Built of tubular aluminum like a giant four-legged bedstead, the vehicle was to simulate a lunar landing profile from around 1500 feet to the moon's surface. To do this, the LLRV had a General Electric CF-700-2V turbofan engine mounted vertically in gimbals, with 4200 pounds of thrust. The engine, using JP-4 fuel, got the vehicle up to the test altitude and was then throttled back to support five-sixths of the vehicle's weight, simulating the reduced gravity of the moon. Two hydrogen-peroxide lift rockets with thrust that could be varied from 100 to 500 pounds handled the LLRV's rate of descent and horizontal translations. Sixteen smaller hydrogen-peroxide rockets, mounted in pairs, gave the pilot control in pitch, yaw, and roll. On the LLRV, in case of jet engine failure, six-500-pounds-of thrust rockets could be used by the pilot to carefully apply lift thrust during the rapid descent to hopefully achieve a controllable landing. A drogue chute was also to be ballistically deployed for additional stability in this emergency recovery mode.
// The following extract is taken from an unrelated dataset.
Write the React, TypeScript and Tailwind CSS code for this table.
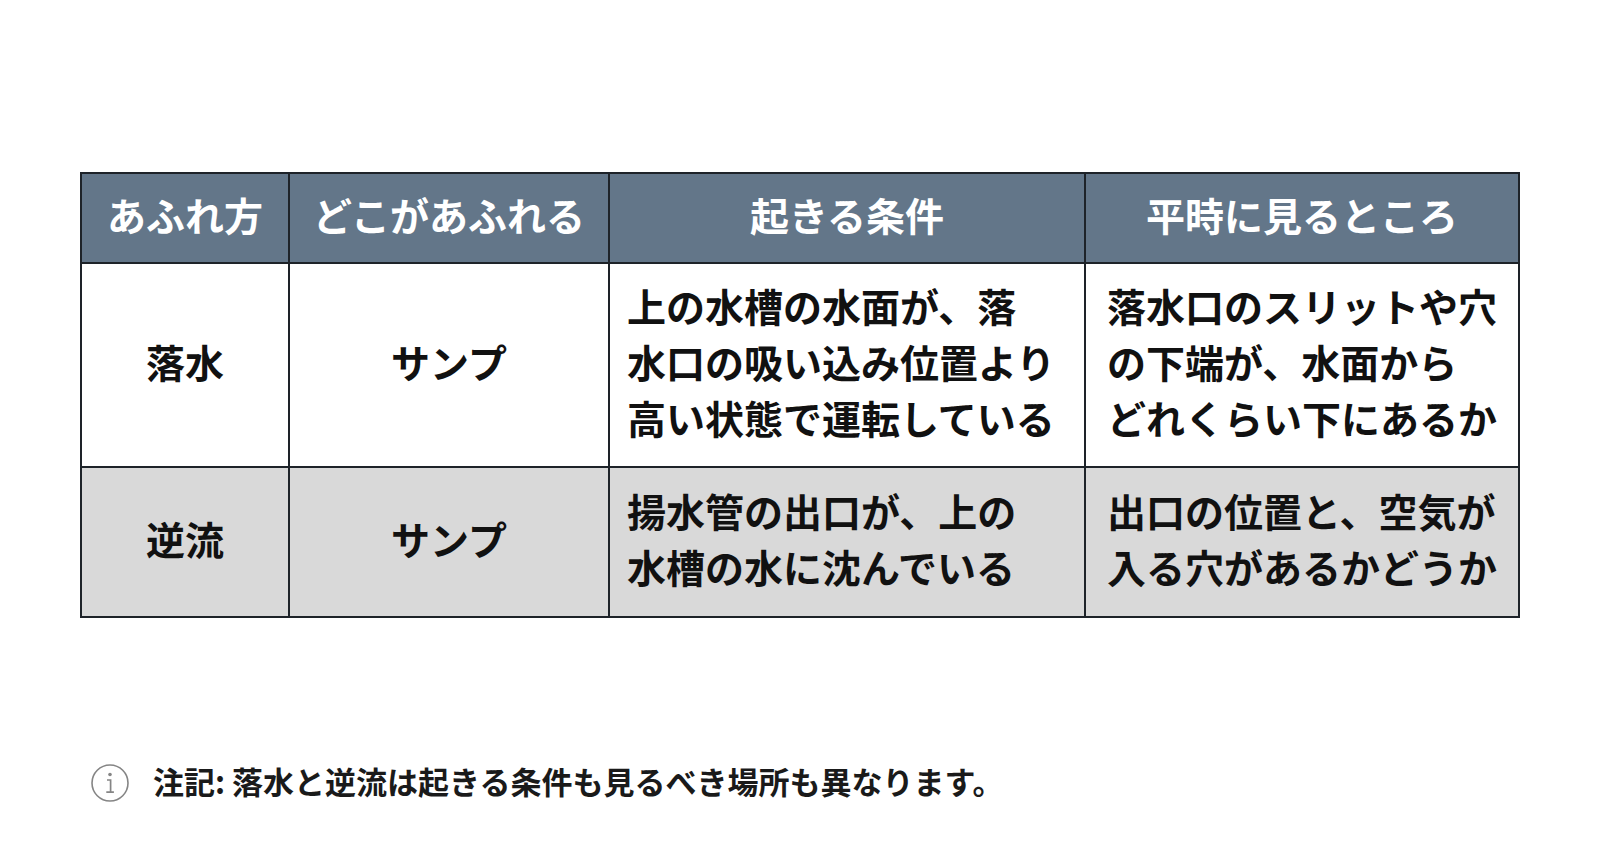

This emergency recovery technique required precision energy management practice on the fixed base simulator by all LLRV pilots, but fortunately was never required during actual flights. The pilot's platform extended forward between two of the vehicle's legs while an electronics platform, similarly located, extended rearward. The pilot had a zero-zero ejection seat that would then lift him away to safety. Weight and balance design constraints were among the most challenging to meet for all phases of the program (design, development, operations).

The two LLRVs were shipped disassembled from Bell to the FRC in April 1964, with program emphasis placed on vehicle No. 1. Early closed-loop testing of the jet, rocket, and hydraulic systems required modifications to both the structure and the control systems. The LLRV project team had made a decision to avoid any "tethered" flight testing to lessen the risk to the pilots and vehicles. Two test fixtures to provided "hot" closed loop testing of all jet, rocket, hydraulic, and electronic control systems (except for the yaw attitude rocket system). The scene then shifted to the old South Base area of Edwards Air Force Base. On the day of the first flight, Oct. 30, 1964, NASA research pilot Joe Walker flew it three times for a total of just under 60 seconds, to a peak altitude of approximately 10 feet.

Later flights were shared between Walker, another Center pilot named Don Mallick, and the Army's Jack Kluever. By mid-1966 the NASA Flight Research Center had accumulated enough data from the LLRV flight program to give Bell a contract to deliver three Lunar Landing Training Vehicles (LLTVs) at a cost of $2.5 million each. As 1966 ended, the LLRV #1 had flown 198 flights, some by Joseph Algranti and H.E. "Bud" Ream from the NASA Manned Spacecraft Center, Houston, preparing as instructor pilots for training astronauts. During the period of time the number one LLRV was undergoing flight testing the LLRV #2 was being assembled, instrumented and cockpit modifications made at the South Base. Kluever conducted the first flight of the number two LLRV in early January 1967.

The first flight was quickly followed by five more. By the ending of the Flight Research Center phase of the LLRV program, flight times had reached 9-1/2 minutes and altitudes of around 750 feet had been achieved. As a result of the high reliability experienced with the CF-700-2V jet engine and the shift in mission from research to training, the six emergency lift rockets and the emergency drogue chute were removed. Part of the significant weight savings achieved with this action were allocated to upgrading the ejection seat rocket catapult to a new model with 50% more impulse. This decision turned out to have a major positive impact, as the training operations used the ejection seat on three occasions, none related to jet engine problems.

In December 1966 vehicle No. 1 was shipped to Houston, followed by No. 2 in mid January 1967, after a total of six flights at the Flight Research Center. Modifications already made to No. 2 had given the pilot a three-axis side control stick and a more restrictive cockpit view, both features of the real Lunar Module (LM) that would later be flown by the astronauts down to the moon's surface. When the LLRVs arrived at Houston, additional research pilots were trained to become LLTV instructor pilots. In December 1967, the first of the LLTVs joined Dryden's LLRVs to eventually make up the five-vehicle training and simulator fleet.

Three of the five vehicles were later destroyed in crashes at Houston - LLRV No. 1 in May 1968 and two LLTVs, in December 1968 and January 1971. The two accidents in 1968, before the first lunar landing, did not deter Apollo program managers who enthusiastically relied on the vehicles for simulation and training. Donald "Deke' Slayton, then NASA's astronaut chief, said there was no other way to simulate a moon landing except by flying the LLTV.

Lunar Landing Research Vehicle No. 2 was eventually returned to the NASA Dryden Flight Research Center, where it is on public display, a silent artifact of the Center's contribution to the Apollo program.